Sebastien Ogier hat 2015 8 von 13 Rallyes gewonnen, Foto: Sutton
Sebastien Ogier hat 2015 8 von 13 Rallyes gewonnen, Foto: Sutton

Jost Capito, Volkswagen Motorsport-Direktor: "Aus seiner Sicht sind diese Aussagen absolut richtig und wir haben absolut nichts dagegen. Wir sagen ihm daher auch nicht, dass er den Mund halten soll. Das ist seine Meinung und die Fahrer dürfen die bei uns auch sagen. Die Regelung hat die einzelnen Rallyes teilweise schon spannender gemacht, als sie vielleicht sonst gewesen wären. Das macht es für Sebastien und die anderen, die vorne starten, am ersten und teilweise auch zweiten Tag schwieriger. Aber jeder hat seine eigene Sichtweise. Die Rallyes sind dadurch spannender, aber für die betroffenen Fahrer ist es natürlich weniger spaßig."

Ott Tänak, M-Sport [bis Saisonende]: "Ich kann es auf gewisse Weise natürlich verstehen, aber auf der anderen Seite ist er schnell und sollte sich nicht darüber beschweren. Denn grundsätzlich bekommt er die Bedingungen ziemlich gut in den Griff. Insgesamt finde ich die Startreihenfolgen-Regelung aber etwas komisch, da es immer schwierig zu sagen ist, wie schnell ein Pilot wirklich fährt. Bei manchen Rallyes haben die Fahrer vorne zu kämpfen, bei anderen - beispielsweise auf Asphalt - die weiter hinten. Die Bedingungen ändern sich so schnell. Aus diesem Grund sehe ich die Regeln mit gemischten Gefühlen. Ich fände es besser, wenn nur am ersten Tag nach WM-Reihenfolge gefahren werden und danach die Platzierung der Rallye entscheiden würde. Aber wir machen nicht die Regeln, sondern müssen aus ihnen einfach nur das Beste herausholen."

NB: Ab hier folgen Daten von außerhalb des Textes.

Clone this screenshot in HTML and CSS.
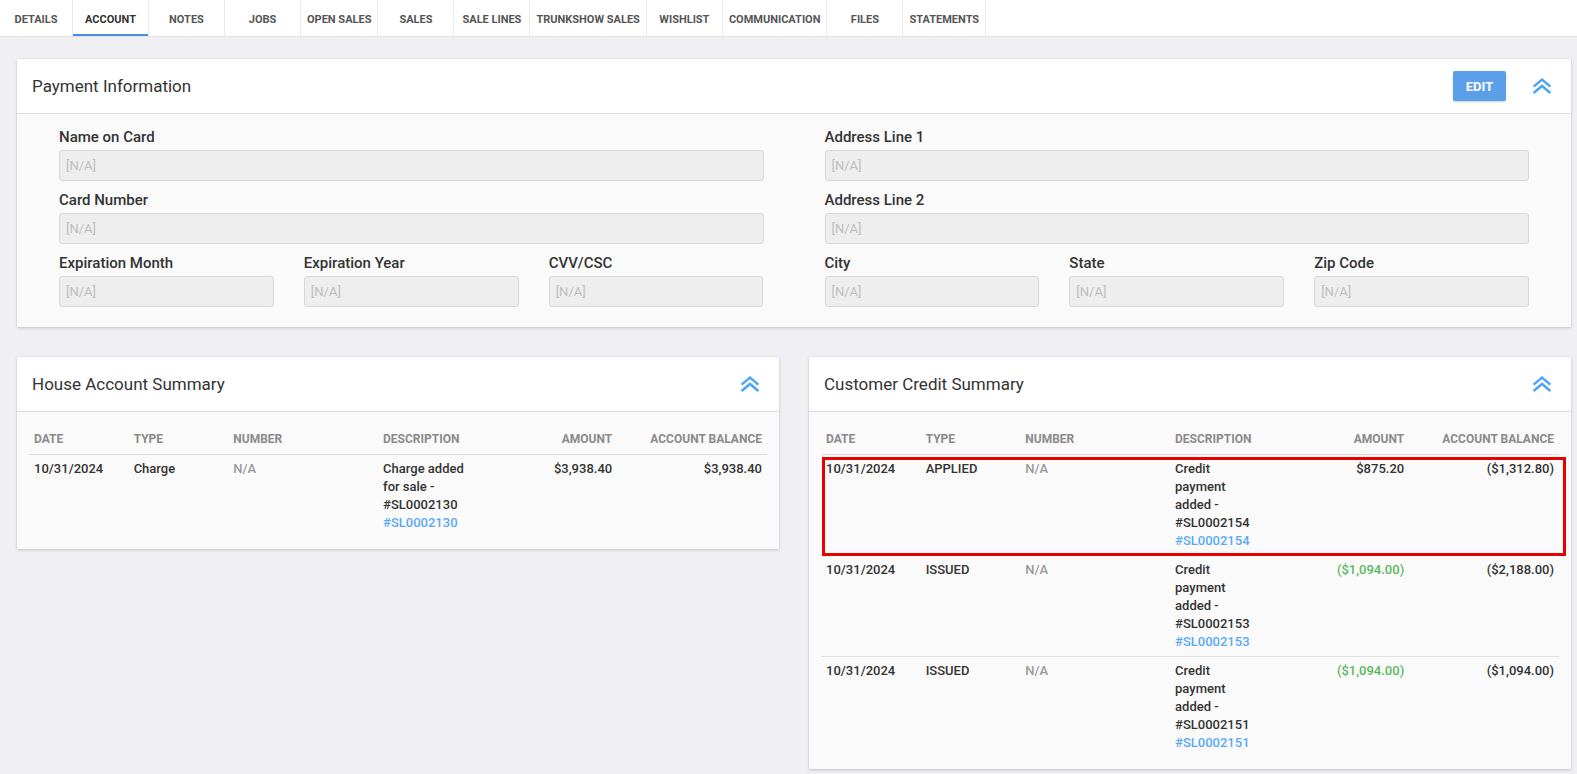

Sebastien Ogier in Monte Carlo, Foto: Volkswagen Motorsport
Sebastien Ogier in Monte Carlo, Foto: Volkswagen Motorsport

Luis Moya, ehemaliger Beifahrer von Carlos Sainz: "Ich kann seine Frustration nachvollziehen, denn sie ist ganz logisch. Er ist ein Wettkämpfer, aber über die Saison haben sich seine Aussagen verändert. Zu Beginn gab es Beschwerden, aber sie wurden immer weniger. Er versucht einfach die Menschen daran zu erinnern, wie schwierig es ist, als erster Fahrer auf die Strecke zu gehen. Ich habe vergangenes Jahr mit ihm gesprochen. Ich sagte ihm, egal was passiert und egal, in welche Richtung die Regeln verändert werden, der schnellste Fahrer wird am Ende die Weltmeisterschaft gewinnen. Vielleicht wirst du nicht 10 von 13 Rallyes gewinnen, sondern nur 5 oder 6. Aber wenn du der beste Fahrer bist, wirst du am Ende auch Weltmeister."